Некоторое время (славная у нас получается автобиография), мне казалось, что у меня между диваном и стеной живут мыши. Они были похожи на персонажей из мультфильма о Леопольде, только, если бы я опустила на пол руки, они могли бы меня убить. Я так думала, пока не загнала их в ящик.
В любом случае, так или иначе, я не покупаю сыр с крупными дырами и снова облизываю десну, на предмет наличия/отсутствия причин для паники. И мне сейчас чуть «волнительней», чем было ранее, так как я давно на нее не смотрела.
Не то чтобы я это просто мусолила, конечно, мне пришлось пойти и попросить лечения.
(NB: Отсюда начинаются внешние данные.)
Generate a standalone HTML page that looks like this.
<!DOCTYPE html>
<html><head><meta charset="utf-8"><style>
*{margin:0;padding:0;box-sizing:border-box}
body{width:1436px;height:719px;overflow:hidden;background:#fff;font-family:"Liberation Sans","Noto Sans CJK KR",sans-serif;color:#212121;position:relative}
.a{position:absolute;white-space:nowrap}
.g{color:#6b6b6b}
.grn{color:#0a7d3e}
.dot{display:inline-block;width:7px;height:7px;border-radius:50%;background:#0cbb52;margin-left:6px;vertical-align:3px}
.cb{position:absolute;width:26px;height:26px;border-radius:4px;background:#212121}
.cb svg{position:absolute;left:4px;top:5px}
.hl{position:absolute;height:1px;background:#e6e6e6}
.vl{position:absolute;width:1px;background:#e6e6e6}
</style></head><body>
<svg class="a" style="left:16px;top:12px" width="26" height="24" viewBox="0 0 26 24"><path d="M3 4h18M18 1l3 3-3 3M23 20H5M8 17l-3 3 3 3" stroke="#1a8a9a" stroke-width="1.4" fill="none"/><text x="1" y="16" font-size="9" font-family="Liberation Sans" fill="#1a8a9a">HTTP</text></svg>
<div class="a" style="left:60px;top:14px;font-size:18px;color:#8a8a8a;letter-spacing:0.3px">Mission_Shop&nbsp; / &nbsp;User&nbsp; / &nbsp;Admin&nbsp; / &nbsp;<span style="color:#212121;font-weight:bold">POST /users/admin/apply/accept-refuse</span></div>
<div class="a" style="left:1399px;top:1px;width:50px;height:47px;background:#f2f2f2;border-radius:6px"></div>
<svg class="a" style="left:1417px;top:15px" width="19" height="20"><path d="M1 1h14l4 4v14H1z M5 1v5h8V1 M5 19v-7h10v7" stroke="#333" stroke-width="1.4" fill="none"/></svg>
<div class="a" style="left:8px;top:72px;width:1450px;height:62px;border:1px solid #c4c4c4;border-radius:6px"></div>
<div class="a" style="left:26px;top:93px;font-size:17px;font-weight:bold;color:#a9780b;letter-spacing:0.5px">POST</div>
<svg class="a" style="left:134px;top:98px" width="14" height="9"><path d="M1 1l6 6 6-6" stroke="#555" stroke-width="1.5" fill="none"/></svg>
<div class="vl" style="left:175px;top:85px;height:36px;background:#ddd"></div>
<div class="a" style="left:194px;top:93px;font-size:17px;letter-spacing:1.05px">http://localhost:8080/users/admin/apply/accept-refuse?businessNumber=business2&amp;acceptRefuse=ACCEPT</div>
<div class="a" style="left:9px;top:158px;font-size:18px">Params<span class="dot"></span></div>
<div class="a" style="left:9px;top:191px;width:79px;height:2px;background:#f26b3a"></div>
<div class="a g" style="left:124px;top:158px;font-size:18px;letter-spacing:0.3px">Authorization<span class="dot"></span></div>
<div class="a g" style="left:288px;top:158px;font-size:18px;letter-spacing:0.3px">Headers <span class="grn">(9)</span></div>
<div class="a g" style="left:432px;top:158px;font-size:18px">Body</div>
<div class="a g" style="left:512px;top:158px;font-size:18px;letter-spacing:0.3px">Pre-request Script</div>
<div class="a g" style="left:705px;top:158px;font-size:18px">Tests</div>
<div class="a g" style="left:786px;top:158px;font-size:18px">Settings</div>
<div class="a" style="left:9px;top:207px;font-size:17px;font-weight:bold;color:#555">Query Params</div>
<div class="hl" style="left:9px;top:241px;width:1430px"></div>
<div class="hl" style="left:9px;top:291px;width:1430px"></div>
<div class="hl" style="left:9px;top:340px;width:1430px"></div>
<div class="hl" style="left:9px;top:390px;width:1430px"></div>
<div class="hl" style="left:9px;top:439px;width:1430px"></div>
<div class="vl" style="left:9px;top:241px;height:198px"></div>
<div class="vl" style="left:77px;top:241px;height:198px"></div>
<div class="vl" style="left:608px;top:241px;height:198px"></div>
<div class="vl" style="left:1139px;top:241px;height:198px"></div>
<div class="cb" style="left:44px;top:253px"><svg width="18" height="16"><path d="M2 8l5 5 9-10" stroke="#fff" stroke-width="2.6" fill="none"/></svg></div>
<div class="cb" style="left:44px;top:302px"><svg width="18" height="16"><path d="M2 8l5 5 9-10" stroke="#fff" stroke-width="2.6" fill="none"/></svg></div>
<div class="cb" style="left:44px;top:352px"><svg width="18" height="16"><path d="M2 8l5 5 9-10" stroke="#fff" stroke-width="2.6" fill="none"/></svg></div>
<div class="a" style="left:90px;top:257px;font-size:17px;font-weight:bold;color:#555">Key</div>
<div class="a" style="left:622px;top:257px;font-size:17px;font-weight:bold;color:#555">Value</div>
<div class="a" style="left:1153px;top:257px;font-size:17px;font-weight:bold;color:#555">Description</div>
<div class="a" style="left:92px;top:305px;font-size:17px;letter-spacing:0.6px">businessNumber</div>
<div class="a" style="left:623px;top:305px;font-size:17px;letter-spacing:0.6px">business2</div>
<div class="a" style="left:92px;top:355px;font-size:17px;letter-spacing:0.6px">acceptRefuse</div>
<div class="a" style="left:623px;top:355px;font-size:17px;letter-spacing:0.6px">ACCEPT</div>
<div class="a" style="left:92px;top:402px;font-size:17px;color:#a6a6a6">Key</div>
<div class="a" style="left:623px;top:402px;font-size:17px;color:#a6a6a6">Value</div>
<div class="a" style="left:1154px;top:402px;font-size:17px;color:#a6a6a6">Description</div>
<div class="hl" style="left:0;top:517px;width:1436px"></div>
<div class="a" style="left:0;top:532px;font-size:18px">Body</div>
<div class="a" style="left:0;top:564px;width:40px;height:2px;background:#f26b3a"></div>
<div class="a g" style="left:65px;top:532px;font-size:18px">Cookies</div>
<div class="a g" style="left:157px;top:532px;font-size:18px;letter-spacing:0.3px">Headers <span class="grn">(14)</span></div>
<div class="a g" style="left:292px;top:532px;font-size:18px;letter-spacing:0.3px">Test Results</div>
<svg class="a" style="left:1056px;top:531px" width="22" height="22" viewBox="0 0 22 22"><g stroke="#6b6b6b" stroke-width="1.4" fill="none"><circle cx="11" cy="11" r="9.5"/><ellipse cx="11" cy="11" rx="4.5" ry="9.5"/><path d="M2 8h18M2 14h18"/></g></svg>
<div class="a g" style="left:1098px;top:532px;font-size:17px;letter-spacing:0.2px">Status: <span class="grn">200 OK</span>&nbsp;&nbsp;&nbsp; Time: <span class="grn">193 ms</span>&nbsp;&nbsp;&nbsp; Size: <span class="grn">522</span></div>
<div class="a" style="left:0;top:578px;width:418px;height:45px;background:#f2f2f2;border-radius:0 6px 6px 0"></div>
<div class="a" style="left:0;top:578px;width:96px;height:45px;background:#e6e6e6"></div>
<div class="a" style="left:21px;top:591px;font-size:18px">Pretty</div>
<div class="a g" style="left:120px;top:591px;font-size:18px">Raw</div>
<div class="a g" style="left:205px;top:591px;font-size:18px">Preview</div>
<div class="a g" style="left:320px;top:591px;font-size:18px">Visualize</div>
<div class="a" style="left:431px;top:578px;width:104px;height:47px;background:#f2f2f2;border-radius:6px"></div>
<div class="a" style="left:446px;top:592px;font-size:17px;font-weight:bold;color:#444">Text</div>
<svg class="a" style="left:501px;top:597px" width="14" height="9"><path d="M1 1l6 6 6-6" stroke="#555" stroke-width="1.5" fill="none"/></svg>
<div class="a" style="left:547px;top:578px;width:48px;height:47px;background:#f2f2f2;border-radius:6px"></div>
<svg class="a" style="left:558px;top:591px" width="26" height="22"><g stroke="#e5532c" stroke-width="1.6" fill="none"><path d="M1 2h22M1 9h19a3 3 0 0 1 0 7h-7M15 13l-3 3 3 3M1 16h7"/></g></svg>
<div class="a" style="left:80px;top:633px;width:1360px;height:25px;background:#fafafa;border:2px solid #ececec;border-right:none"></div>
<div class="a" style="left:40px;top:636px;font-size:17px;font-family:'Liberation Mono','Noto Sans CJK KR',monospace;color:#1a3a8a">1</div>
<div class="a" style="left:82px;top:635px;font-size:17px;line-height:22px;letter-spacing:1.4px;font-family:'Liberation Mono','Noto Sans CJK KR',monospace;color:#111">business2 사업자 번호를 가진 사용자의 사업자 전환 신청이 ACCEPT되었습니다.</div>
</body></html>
Точнее говоря помощи, потому что я, хоть и на грани, но вполне в состоянии справиться. Не важно, почему вообще пошла, важно лишь то, что я совершенно забыла о том, как чистят зубы нормальные люди. Нужно было смотреть на себя в зеркало, при этом, не вглядываясь в десну. Преодолевать страх, при этом, не кормя фобию. На сей раз я отчетливо видела, как паста растекается, видела свое лицо и не могла поверить в это. Каждый раз голова нервно вздрагивала, словно отрицая эту затею, и стремилась спрятать от меня щетку на деснах. Но я прикладывала массу усилий, чтобы не провалить это задание. И мне было очень интересно, как я делала это раньше?
Тонким эхом, тонким отголоском, чем-то совершенно призрачным, что можно еле-еле услышать, еле-еле почувствовать, во мне действительно звучало: это связано с тобой. В момент, когда я теряю привычку, теряю то, вокруг чего выстраивался мой смысл, теряю самое лучшее, что когда-либо во мне происходило, — остается пустая незаполненная брешь. И мне так хотелось успеть об этом рассказать, пока эта история не угасла, пока она была красивой. Хотя где-то я, разумеется, догадывалась, что пока мне нестерпимо больно, я просто не смогу, а потом – сломаюсь. И момент будет упущен, и момент был упущен. Поэтому вы должны быть крайне благодарны, что держа это все в голове (оно ведь происходит с вашей речью параллельно), я умудряюсь оставаться включенной, и совершенно не подать виду.
Если говорить об эмпатии, этим меня, конечно прокляли. В далекие времена, когда любой уловимый отрывок принимается за чистую монету, я усвоила и помню до сих пор. Каким бы пошлым ни был этот сериал: она слышала – ее скручивало, слышала – мысли, крутило и разрывало.
Ты – по левую руку от меня, что угодно, только не семья. Если быть честными:
— Я обвиняю – тебя.
— Я пыталась этого избежать.
Тебя я сравниваю со своим воображаемым соратником. У него могли бы быть такие же прямые волосы, если бы он существовал (а я надеюсь, что существует). Даже больше: по-настоящему прямые. Чистые, рассыпающиеся, без намека на кудри. Когда я говорю «рассыпающиеся», я имею в виду именно это. И его бы тоже бил отец, только у тебя это – мать. И вас можно было бы не менять на историю, но вы слишком не кинематографичны, хотя ты мне определенно нравишься.